Marc Tanguay dit espérer que ce périple à Washington sera «le premier d'une longue série» de voyages pour le premier ministre du Québec, car «la menace est encore tangible».
«Il ne faut jamais sous-estimer les rencontres personnelles, les relations de confiance qui se bâtissent et se consolident», a-t-il insisté.
Éviter les tarifs, ou du moins les atténuer, «c'est toujours possible», renchérit le porte-parole péquiste en matière de relations internationales, Pascal Paradis.
Il demande à François Legault d'activer ses canaux diplomatiques «à tous les niveaux», tant dans les milieux politiques que d'affaires.
Danielle Smith (Alberta) et Doug Ford (Ontario) «sont déjà allés établir leurs propres relations», a souligné M. Paradis en entrevue.
Il a dit espérer que M. Legault prenne le temps à Washington de «faire voir les différences institutionnelles et culturelles entre le Québec et le Canada, parler de nos atouts commerciaux et de notre façon de faire affaire».
Modérer ses attentes
S'il est vrai que la visite des premiers ministres à Washington n'est pas «inutile», il faut cependant «modérer nos attentes», prévient de son côté le politicologue de l'Université de l'Alberta Frédéric Boily.
«Ce serait très surprenant, même improbable, que cela puisse constituer un tournant dans la relation canado-américaine présentement, a-t-il affirmé lors d'un entretien téléphonique. La dynamique de fond n'est pas provinciale; c'est le gouvernement fédéral qui est l'acteur majeur dans tout ça.»
Toutefois, M. Boily prédit que l'effort concerté des premiers ministres provinciaux et territoriaux sera «bien perçu par l'ensemble de la population canadienne qui est inquiète», selon lui.
En ce sens, projeter l'image d'un pays uni consisterait en une réussite, la première ministre de l'Alberta, Danielle Smith, n'ayant pas toujours été du front commun.
Mais l'on ne doit surtout pas s'arrêter là, estime la co-porte-parole de Québec solidaire, Ruba Ghazal.
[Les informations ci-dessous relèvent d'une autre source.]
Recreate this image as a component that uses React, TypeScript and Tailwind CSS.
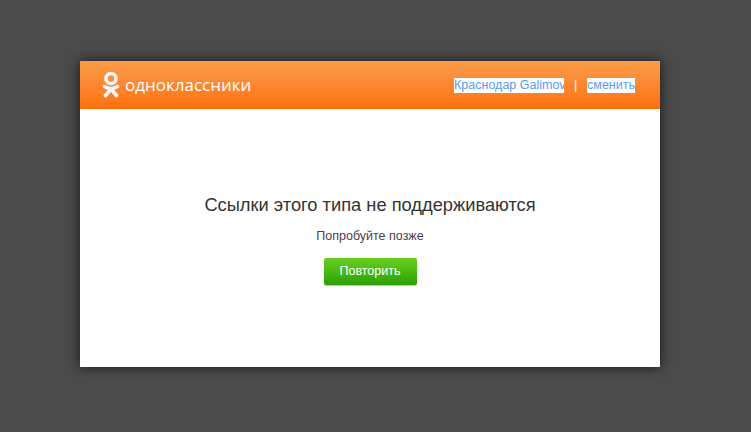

En entrevue, elle souligne que l'impact des potentiels tarifs se fait déjà sentir au Québec, alors que certaines entreprises, dans l'incertitude, procèdent à des mises à pied.
M. Legault a déjà affirmé que les tarifs mettaient en péril 100 000 emplois au Québec.
Ruba Ghazal invite donc M. Legault à «garder en tête les travailleurs» et menacer de tarifer l'hydroélectricité que le Québec envoie aux États-Unis.
«M. Legault a dit qu'il était ouvert, mais il faudrait commencer à l'utiliser, parce que ça nous permettrait d'avoir un certain rapport de force dans les discussions qui vont avoir lieu avec M. Trump», a-t-elle déclaré.
Le premier ministre du Québec a affirmé au cours des dernières semaines qu'il réfléchissait, avec les autres provinces, à différentes mesures de représailles.
Il a signalé son intention d'aider les entreprises, de diversifier les marchés d'exportation du Québec et d'abolir certaines barrières interprovinciales qui nuisent au commerce intérieur au Canada.
M. Legault s'est aussi dit prêt à autoriser des projets de pipeline et de terminal gazier, s'ils sont acceptés socialement, pour désenclaver les hydrocarbures de l'Alberta.
Il est prévu que le chef du gouvernement du Québec effectue une deuxième mission à Washington d'ici avril.
Le Canada et les États-Unis forment l'un des plus importants marchés intégrés au monde. Plus de 3,5 milliards $ en biens et services franchissent la frontière chaque jour.